Alors chef-adjoint de l’armée de terre, Prayuth avait été l’artisan en avril-mai 2010 de la répression contre les manifestations des Chemises rouges – les partisans de l’ancien Premier ministre Thaksin Shinawatra -, laquelle avait causé la mort de plus de 90 personnes, en très grande majorité des manifestants désarmés. Une série de décisions judiciaires a confirmé que ces personnes avaient bien été tuées par l’armée, ce qui avait provoqué une réaction de vif mécontentement de Prayuth. Cela explique peut-être en partie sa relative prudence quand les manifestations anti-gouvernementales, cette fois-ci contre la première ministre Yingluck Shinawatra, sœur cadette de Thaksin, ont repris en novembre 2013. Mais le facteur dominant semble plutôt avoir été la sympathie de Prayuth pour ces Chemises jaunes, dont les objectifs politiques – établissement d’un système où les élections ne joueraient qu’un rôle marginal – recoupent les siens.

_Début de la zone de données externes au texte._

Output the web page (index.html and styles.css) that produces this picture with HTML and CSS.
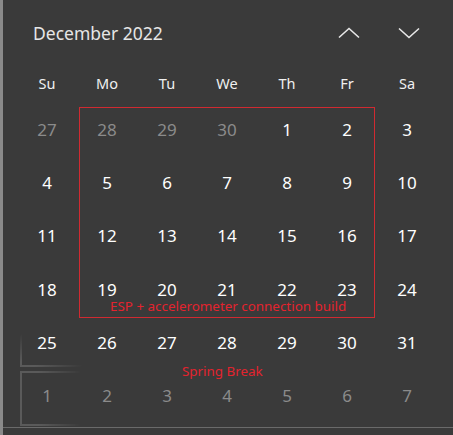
FILE: index.html
```html
<!DOCTYPE html>
<html>
<head>
<meta charset="utf-8">
<link rel="stylesheet" href="styles.css">
</head>
<body>
<div class="cal">
  <div class="head">
    <div class="month">December 2022</div>
    <div class="navs">
      <svg class="nav" width="22" height="12" viewBox="0 0 22 12"><path d="M1 10.5 L11 1.5 L21 10.5" fill="none" stroke="#e8e8e8" stroke-width="1.6"/></svg>
      <svg class="nav" width="22" height="12" viewBox="0 0 22 12"><path d="M1 1.5 L11 10.5 L21 1.5" fill="none" stroke="#e8e8e8" stroke-width="1.6"/></svg>
    </div>
  </div>
  <div class="grid">
    <div class="wd">Su</div><div class="wd">Mo</div><div class="wd">Tu</div><div class="wd">We</div><div class="wd">Th</div><div class="wd">Fr</div><div class="wd">Sa</div>
    <div class="d dim">27</div><div class="d dim">28</div><div class="d dim">29</div><div class="d dim">30</div><div class="d">1</div><div class="d">2</div><div class="d">3</div>
    <div class="d">4</div><div class="d">5</div><div class="d">6</div><div class="d">7</div><div class="d">8</div><div class="d">9</div><div class="d">10</div>
    <div class="d">11</div><div class="d">12</div><div class="d">13</div><div class="d">14</div><div class="d">15</div><div class="d">16</div><div class="d">17</div>
    <div class="d">18</div><div class="d">19</div><div class="d">20</div><div class="d">21</div><div class="d">22</div><div class="d">23</div><div class="d">24</div>
    <div class="d">25</div><div class="d">26</div><div class="d">27</div><div class="d">28</div><div class="d">29</div><div class="d">30</div><div class="d">31</div>
    <div class="d dim">1</div><div class="d dim">2</div><div class="d dim">3</div><div class="d dim">4</div><div class="d dim">5</div><div class="d dim">6</div><div class="d dim">7</div>
  </div>
  <div class="event-box"></div>
  <div class="event-label esp">ESP + accelerometer connection build</div>
  <div class="event-label spring">Spring Break</div>
  <div class="reveal r1"></div>
  <div class="reveal r2"></div>
  <div class="bottom-line"></div>
</div>
</body>
</html>
```
FILE: styles.css
```css
html, body {
  margin: 0;
  padding: 0;
  background: #3a3a3a;
}
.cal {
  position: relative;
  width: 450px;
  height: 435px;
  border-left: 3px solid #8a8a8a;
  background: #3a3a3a;
  font-family: "Noto Sans", "Open Sans", sans-serif;
  color: #ffffff;
  overflow: hidden;
}
.head {
  height: 62px;
  display: flex;
  align-items: flex-start;
  justify-content: space-between;
  padding: 0 33px 0 30px;
  box-sizing: border-box;
}
.month {
  font-size: 17.5px;
  color: #e6e6e6;
  margin-top: 21px;
}
.navs {
  display: flex;
  gap: 38px;
  margin-top: 27px;
}
.nav { display: block; }
.grid {
  margin-left: 14px;
  width: 420px;
  display: grid;
  grid-template-columns: repeat(7, 60px);
  grid-template-rows: 41px repeat(6, 53.33px);
}
.wd {
  display: flex;
  align-items: center;
  justify-content: center;
  font-size: 14.5px;
  color: #f0f0f0;
}
.d {
  display: flex;
  align-items: center;
  justify-content: center;
  font-size: 17px;
  line-height: 16px;
  color: #ffffff;
}
.d.dim { color: #8b8b8b; }
.event-box {
  position: absolute;
  left: 76px;
  top: 107px;
  width: 294px;
  height: 209px;
  border: 1px solid #d02a31;
}
.event-label {
  position: absolute;
  color: #e3232e;
  font-size: 13.4px;
  line-height: 13px;
  white-space: nowrap;
}
.esp { left: 107px; top: 299.5px; }
.spring { left: 179px; top: 365px; }
.reveal {
  position: absolute;
  left: 17px;
  width: 60px;
  border-left: 2px solid #5a5a5a;
  border-bottom: 2px solid #5a5a5a;
}
.r1 {
  top: 334px;
  height: 31px;
  mask-image: linear-gradient(135deg, transparent 0%, #000 30%, #000 50%, transparent 100%);
  -webkit-mask-image: linear-gradient(135deg, transparent 0%, #000 30%, #000 50%, transparent 100%);
}
.r2 {
  top: 371px;
  height: 51px;
  border-top: 2px solid #5a5a5a;
  mask-image: linear-gradient(to right, #000 0%, #000 30%, transparent 100%);
  -webkit-mask-image: linear-gradient(to right, #000 0%, #000 30%, transparent 100%);
}
.bottom-line {
  position: absolute;
  left: 0;
  right: 0;
  top: 427px;
  height: 1px;
  background: #6a6a6a;
}
```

Depuis le coup d’Etat du 22 mai 2014, le général Prayuth a révélé un pragmatisme qui le distingue positivement des lourds dictateurs du passé, comme Sunthorn Kongsompong en 1991 et Sonthi Boonyaratklin en 2006. Toutefois, sa propension à vouloir tout superviser en détail (il cumule quinze postes officiels), sa tendance à ne faire confiance qu’à un cercle restreint d’officiers fidèles et son inconfort face à la contradiction pénalisent son programme de « remise en ordre » du pays.